DATA LINES:
==================================================

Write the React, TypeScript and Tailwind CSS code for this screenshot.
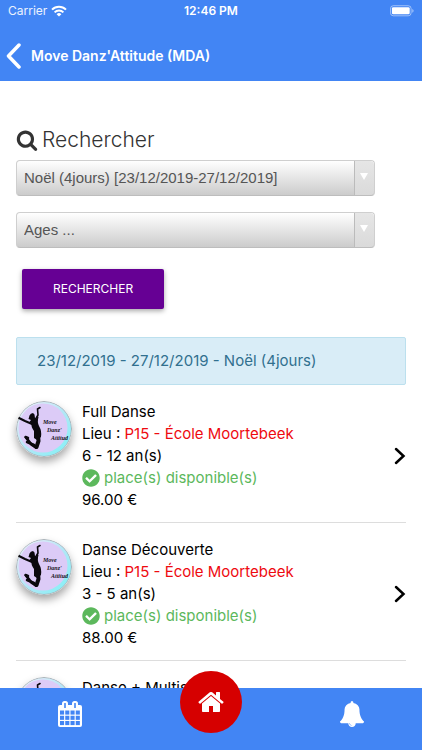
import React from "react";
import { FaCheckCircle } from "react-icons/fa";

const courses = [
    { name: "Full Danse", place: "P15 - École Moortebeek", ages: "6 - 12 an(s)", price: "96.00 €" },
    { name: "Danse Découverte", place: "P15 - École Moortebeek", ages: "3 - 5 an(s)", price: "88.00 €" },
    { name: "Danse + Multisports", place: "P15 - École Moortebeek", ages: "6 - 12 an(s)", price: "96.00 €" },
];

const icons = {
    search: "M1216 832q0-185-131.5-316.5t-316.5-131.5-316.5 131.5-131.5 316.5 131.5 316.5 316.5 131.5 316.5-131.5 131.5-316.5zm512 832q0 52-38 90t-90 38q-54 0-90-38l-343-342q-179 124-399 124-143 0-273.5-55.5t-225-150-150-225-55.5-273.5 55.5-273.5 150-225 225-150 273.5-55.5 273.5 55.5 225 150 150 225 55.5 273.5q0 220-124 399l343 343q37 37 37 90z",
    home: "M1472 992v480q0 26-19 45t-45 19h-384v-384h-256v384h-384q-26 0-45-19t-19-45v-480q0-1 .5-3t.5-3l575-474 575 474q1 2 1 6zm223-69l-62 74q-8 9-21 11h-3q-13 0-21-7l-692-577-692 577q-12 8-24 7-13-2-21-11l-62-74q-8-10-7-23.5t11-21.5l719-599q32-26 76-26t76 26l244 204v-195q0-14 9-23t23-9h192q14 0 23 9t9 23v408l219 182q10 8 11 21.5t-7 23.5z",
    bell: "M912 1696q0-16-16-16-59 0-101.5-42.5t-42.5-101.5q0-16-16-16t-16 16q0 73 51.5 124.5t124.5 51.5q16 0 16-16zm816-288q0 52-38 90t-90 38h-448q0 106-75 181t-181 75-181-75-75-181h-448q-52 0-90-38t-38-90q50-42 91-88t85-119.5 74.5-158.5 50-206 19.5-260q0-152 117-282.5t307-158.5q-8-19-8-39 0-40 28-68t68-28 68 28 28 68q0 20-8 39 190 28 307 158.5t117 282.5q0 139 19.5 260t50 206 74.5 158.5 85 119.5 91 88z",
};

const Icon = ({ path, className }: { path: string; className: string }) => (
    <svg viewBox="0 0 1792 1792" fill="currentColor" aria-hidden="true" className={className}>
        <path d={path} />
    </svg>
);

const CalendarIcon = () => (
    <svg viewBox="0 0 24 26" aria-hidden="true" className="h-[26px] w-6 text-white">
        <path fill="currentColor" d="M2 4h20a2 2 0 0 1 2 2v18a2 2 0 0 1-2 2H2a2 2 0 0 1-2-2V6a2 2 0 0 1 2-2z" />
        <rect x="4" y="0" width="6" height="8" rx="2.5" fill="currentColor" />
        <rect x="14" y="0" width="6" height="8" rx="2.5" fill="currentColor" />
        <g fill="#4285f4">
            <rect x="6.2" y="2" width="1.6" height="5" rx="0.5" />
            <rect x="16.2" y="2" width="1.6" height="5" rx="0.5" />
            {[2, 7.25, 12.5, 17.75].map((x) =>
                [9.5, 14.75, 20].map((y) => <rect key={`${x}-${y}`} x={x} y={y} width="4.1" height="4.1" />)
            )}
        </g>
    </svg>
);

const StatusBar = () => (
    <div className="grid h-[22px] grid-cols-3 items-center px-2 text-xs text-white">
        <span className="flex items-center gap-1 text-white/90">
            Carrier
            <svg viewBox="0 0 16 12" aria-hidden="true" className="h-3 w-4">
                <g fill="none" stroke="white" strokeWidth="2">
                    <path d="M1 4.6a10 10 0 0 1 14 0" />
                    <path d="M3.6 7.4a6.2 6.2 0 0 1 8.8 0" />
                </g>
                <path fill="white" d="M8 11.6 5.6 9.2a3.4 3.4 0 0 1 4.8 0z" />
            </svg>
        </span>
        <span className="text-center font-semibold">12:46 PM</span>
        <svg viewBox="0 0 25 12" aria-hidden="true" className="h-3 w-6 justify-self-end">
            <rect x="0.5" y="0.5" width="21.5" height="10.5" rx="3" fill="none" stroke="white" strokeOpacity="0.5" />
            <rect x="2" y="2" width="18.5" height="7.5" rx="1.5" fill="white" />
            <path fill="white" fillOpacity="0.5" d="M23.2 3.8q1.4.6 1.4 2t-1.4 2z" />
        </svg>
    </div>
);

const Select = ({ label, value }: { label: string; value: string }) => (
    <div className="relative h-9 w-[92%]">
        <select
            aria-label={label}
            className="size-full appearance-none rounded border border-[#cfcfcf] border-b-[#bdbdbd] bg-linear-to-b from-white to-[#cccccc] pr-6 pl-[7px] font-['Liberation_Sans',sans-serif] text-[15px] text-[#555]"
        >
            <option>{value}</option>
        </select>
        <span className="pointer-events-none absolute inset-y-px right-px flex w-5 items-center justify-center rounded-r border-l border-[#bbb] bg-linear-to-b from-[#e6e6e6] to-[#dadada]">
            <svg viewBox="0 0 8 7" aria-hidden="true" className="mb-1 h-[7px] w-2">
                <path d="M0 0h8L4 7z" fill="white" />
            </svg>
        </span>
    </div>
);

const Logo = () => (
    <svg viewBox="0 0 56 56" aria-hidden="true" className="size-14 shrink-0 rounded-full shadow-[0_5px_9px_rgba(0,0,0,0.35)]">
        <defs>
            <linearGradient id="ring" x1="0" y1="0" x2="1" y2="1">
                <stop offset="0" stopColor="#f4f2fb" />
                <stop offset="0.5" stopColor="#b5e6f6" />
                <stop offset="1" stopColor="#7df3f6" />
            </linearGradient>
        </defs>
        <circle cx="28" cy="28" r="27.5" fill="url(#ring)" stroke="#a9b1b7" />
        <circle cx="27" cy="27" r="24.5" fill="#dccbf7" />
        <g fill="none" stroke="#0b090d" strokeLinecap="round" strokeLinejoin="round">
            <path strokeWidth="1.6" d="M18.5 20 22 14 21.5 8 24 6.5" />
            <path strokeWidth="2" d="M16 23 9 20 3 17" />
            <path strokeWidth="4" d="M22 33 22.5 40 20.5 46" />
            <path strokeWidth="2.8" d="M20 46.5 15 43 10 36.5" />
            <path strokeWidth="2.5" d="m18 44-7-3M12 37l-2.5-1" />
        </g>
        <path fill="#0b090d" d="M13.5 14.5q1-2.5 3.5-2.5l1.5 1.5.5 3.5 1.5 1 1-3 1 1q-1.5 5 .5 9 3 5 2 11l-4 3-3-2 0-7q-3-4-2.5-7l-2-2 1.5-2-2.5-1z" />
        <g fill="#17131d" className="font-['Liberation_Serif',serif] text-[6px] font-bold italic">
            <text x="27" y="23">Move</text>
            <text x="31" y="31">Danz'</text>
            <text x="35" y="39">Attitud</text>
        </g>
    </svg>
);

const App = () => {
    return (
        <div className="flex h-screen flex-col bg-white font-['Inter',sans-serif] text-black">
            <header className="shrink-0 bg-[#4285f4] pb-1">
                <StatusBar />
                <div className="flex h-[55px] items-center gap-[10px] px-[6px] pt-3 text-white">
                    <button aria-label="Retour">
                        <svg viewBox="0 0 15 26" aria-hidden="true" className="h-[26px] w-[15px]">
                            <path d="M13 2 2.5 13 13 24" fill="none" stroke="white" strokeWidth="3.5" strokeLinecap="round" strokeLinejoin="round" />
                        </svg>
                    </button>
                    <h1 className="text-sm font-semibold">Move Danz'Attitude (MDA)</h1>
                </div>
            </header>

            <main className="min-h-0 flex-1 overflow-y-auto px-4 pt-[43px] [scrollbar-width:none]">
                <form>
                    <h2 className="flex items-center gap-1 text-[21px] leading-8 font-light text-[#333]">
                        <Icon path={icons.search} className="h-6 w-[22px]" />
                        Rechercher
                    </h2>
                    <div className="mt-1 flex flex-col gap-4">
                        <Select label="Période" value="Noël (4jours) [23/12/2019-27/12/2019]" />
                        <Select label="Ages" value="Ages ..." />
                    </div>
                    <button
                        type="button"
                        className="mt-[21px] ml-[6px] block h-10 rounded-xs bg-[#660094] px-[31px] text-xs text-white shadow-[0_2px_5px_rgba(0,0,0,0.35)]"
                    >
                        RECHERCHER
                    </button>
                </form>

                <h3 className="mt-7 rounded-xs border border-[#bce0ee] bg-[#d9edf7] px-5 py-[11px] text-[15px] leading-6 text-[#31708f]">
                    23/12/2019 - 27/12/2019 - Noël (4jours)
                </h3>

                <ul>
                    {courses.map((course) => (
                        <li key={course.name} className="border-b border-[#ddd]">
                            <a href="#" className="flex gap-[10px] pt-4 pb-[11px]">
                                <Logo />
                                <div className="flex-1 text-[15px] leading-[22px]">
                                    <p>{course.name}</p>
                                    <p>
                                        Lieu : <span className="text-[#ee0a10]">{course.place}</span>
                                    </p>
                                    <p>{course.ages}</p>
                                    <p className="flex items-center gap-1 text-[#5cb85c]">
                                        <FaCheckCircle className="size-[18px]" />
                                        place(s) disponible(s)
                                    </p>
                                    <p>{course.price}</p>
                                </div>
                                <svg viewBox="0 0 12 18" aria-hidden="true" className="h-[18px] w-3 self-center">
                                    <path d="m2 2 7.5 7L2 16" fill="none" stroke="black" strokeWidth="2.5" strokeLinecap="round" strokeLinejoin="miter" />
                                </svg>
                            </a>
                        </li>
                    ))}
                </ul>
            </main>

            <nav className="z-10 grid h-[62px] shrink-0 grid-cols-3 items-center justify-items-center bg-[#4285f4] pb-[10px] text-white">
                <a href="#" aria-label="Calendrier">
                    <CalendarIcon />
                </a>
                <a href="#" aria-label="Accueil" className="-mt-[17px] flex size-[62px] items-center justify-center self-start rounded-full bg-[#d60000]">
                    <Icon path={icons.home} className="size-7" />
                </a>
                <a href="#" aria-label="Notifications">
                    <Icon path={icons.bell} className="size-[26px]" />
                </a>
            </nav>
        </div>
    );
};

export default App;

==================================================

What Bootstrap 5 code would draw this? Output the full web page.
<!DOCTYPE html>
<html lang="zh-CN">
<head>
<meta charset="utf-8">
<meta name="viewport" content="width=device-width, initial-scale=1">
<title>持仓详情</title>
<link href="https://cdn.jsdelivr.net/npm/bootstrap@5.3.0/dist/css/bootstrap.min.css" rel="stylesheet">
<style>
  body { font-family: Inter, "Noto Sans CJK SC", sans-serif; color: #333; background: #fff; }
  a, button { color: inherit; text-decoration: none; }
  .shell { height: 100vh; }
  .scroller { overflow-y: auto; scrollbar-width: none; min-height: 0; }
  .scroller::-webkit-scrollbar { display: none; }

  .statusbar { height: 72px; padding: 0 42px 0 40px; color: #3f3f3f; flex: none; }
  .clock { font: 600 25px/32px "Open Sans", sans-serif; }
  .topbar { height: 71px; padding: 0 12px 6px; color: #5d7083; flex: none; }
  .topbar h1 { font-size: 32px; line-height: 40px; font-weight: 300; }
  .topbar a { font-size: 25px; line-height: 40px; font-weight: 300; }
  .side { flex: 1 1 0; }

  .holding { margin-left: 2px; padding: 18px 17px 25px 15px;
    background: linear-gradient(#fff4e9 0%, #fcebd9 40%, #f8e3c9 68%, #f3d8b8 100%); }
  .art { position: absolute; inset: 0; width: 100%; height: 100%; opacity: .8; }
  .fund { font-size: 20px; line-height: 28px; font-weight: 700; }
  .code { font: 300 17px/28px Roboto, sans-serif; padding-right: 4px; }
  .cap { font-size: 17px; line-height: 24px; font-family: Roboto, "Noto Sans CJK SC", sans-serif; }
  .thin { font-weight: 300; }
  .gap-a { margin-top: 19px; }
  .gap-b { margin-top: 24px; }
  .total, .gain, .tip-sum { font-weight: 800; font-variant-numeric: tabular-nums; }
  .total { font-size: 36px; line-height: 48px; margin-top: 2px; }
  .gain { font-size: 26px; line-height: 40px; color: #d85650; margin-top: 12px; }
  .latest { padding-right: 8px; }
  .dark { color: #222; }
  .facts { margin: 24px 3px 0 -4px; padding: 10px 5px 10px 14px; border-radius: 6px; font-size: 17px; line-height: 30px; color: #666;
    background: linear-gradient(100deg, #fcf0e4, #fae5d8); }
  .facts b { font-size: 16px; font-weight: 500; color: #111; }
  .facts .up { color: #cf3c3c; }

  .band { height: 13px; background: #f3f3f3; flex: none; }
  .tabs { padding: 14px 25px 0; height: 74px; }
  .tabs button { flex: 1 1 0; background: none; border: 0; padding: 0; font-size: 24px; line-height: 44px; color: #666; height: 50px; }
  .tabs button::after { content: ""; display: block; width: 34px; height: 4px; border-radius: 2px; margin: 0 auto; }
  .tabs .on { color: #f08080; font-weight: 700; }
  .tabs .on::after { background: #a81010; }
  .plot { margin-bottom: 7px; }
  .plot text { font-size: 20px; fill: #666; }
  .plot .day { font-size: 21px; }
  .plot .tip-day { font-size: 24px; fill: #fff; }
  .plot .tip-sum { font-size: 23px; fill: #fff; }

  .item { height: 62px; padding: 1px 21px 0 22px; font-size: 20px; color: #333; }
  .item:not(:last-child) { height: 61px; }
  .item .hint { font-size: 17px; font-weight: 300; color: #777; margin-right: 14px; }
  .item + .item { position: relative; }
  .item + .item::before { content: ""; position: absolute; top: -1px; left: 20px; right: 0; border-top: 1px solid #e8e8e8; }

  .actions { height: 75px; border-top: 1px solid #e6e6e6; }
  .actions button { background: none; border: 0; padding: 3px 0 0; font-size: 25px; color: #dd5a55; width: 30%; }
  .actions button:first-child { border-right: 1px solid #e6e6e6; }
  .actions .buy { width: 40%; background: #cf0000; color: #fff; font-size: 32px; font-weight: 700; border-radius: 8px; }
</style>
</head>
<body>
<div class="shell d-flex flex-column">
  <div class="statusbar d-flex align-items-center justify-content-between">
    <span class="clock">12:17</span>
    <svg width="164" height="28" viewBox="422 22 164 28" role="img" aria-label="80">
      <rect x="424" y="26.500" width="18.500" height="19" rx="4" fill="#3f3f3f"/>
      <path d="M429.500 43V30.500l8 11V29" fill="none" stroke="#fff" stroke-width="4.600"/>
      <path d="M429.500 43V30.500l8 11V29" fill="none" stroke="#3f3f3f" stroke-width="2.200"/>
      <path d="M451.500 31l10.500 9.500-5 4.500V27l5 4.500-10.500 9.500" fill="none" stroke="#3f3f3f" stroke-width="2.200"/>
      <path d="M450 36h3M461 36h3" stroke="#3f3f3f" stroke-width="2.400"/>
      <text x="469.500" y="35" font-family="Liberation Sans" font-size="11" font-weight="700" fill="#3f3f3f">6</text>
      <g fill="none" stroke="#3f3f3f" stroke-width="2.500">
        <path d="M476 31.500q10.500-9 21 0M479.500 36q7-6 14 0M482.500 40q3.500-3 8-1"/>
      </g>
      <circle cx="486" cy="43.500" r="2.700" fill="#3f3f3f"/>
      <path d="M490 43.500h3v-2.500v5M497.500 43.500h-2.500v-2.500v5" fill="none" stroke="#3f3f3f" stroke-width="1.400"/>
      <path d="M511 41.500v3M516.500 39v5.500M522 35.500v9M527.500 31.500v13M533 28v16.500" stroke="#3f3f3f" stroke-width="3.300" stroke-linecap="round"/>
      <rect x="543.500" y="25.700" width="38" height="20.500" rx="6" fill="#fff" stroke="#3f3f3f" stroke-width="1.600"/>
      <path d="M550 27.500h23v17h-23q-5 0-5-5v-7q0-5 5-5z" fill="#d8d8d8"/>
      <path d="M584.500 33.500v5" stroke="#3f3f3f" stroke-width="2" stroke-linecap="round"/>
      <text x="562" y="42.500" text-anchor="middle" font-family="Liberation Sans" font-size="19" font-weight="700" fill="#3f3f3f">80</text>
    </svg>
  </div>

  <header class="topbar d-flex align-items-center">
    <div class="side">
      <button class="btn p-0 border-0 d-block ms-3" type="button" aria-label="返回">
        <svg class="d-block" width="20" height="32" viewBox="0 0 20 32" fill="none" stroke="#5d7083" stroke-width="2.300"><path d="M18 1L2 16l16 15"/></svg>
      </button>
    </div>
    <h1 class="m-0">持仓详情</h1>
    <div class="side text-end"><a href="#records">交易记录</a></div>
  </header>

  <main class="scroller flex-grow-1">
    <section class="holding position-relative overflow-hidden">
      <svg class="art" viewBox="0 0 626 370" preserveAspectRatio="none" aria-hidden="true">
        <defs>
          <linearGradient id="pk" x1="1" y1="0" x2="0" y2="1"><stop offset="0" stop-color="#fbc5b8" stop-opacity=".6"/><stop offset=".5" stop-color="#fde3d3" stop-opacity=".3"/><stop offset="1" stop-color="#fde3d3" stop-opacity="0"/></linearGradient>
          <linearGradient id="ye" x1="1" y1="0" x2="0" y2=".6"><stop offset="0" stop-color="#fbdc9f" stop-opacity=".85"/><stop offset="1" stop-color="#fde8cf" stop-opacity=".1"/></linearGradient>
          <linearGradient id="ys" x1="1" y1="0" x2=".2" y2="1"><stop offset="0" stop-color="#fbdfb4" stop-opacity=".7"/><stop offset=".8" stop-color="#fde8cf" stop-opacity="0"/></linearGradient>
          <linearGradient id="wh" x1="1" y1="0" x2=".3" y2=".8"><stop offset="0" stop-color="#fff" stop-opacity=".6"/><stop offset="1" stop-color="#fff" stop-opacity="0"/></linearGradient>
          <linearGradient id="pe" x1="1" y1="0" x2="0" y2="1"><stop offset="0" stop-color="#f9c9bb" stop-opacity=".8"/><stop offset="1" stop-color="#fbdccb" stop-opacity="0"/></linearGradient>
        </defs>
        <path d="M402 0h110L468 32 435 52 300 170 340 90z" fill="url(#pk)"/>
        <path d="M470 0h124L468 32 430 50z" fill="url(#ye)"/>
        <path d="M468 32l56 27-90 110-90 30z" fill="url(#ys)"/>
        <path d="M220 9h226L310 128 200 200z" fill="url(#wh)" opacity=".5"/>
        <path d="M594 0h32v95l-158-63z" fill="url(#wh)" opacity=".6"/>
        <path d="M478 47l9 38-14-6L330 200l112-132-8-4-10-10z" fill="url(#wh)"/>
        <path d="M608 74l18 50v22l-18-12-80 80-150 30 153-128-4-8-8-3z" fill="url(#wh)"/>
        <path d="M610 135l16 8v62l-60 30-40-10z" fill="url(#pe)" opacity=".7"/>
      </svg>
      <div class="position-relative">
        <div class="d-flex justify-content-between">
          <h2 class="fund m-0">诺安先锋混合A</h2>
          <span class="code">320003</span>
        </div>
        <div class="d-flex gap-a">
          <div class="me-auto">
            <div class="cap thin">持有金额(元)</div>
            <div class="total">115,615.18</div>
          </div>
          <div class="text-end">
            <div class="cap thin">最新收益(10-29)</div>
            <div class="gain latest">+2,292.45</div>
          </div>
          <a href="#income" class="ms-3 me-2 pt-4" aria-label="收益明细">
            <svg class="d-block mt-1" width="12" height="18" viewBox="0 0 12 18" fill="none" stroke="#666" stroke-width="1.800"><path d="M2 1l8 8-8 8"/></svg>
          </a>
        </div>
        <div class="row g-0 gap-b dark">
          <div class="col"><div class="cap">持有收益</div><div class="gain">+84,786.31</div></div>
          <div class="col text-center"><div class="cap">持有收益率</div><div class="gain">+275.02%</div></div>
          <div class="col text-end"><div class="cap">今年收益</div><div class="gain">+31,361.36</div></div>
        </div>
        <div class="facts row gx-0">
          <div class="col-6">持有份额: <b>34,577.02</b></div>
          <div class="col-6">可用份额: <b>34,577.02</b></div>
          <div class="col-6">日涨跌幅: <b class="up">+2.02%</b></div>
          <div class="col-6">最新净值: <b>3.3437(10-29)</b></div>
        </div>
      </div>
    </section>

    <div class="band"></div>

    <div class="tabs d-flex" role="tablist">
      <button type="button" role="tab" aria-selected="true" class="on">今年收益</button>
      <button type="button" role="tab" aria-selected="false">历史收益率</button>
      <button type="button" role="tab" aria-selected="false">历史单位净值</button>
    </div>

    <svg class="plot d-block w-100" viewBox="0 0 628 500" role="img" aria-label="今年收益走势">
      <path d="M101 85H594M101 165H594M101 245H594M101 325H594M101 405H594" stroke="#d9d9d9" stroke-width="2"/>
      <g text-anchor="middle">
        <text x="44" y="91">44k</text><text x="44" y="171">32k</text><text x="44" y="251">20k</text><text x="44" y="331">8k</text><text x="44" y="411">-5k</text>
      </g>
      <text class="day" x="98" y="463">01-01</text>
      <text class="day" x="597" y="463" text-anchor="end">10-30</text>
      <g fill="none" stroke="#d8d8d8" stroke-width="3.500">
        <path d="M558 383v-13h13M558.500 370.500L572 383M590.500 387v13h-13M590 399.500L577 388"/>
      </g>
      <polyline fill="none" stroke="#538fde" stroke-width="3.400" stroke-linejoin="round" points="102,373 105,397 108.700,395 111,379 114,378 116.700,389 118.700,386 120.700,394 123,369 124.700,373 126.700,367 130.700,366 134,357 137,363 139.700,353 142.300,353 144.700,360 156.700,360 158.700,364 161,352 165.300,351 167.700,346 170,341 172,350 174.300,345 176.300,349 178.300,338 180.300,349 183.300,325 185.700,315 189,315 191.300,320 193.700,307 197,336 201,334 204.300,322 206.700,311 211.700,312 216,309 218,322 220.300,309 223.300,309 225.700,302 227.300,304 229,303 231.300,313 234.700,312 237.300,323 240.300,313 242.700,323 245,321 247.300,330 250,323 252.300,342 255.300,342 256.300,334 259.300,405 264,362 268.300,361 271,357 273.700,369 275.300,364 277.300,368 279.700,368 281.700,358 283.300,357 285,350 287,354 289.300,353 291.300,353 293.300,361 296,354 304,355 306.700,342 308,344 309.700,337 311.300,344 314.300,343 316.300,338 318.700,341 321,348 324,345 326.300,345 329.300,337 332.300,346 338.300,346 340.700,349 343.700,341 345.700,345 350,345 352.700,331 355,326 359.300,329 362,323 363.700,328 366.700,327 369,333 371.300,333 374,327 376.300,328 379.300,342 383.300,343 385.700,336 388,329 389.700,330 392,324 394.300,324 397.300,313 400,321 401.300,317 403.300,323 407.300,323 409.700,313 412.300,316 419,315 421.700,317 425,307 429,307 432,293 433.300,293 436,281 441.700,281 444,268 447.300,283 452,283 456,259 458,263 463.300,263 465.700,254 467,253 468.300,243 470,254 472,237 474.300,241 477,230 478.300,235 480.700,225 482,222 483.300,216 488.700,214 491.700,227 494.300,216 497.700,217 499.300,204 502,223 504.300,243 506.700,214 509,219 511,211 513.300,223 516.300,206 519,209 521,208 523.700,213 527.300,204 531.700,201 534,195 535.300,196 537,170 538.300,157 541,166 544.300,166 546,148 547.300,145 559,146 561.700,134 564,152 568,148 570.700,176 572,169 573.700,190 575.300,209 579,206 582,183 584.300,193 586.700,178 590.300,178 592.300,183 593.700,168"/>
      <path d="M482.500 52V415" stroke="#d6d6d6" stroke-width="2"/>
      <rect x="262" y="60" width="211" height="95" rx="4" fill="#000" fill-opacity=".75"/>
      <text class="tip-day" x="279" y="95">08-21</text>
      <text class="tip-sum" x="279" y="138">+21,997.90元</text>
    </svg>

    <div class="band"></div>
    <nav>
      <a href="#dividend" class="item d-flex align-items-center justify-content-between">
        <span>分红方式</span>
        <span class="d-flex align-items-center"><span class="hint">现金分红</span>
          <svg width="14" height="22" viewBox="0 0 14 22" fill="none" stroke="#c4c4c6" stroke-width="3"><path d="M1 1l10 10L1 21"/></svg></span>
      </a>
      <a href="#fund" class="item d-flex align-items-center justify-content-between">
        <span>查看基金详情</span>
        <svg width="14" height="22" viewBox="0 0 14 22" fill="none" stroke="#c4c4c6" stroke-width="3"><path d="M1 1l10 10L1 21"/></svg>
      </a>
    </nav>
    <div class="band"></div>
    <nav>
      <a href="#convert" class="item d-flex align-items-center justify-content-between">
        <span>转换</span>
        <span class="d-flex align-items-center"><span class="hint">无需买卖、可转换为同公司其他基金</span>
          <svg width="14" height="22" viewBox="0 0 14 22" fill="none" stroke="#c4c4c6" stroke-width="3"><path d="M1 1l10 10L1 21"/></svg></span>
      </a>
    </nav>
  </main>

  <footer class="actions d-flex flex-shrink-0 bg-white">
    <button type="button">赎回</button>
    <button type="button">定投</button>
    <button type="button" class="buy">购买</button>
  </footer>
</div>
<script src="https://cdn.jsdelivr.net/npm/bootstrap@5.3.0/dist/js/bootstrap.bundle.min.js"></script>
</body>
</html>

==================================================

REQUIREMENTS: Take every line containing the word "this" and copy it.

RESPONSE:
Write the React, TypeScript and Tailwind CSS code for this screenshot.
What Bootstrap 5 code would draw this? Output the full web page.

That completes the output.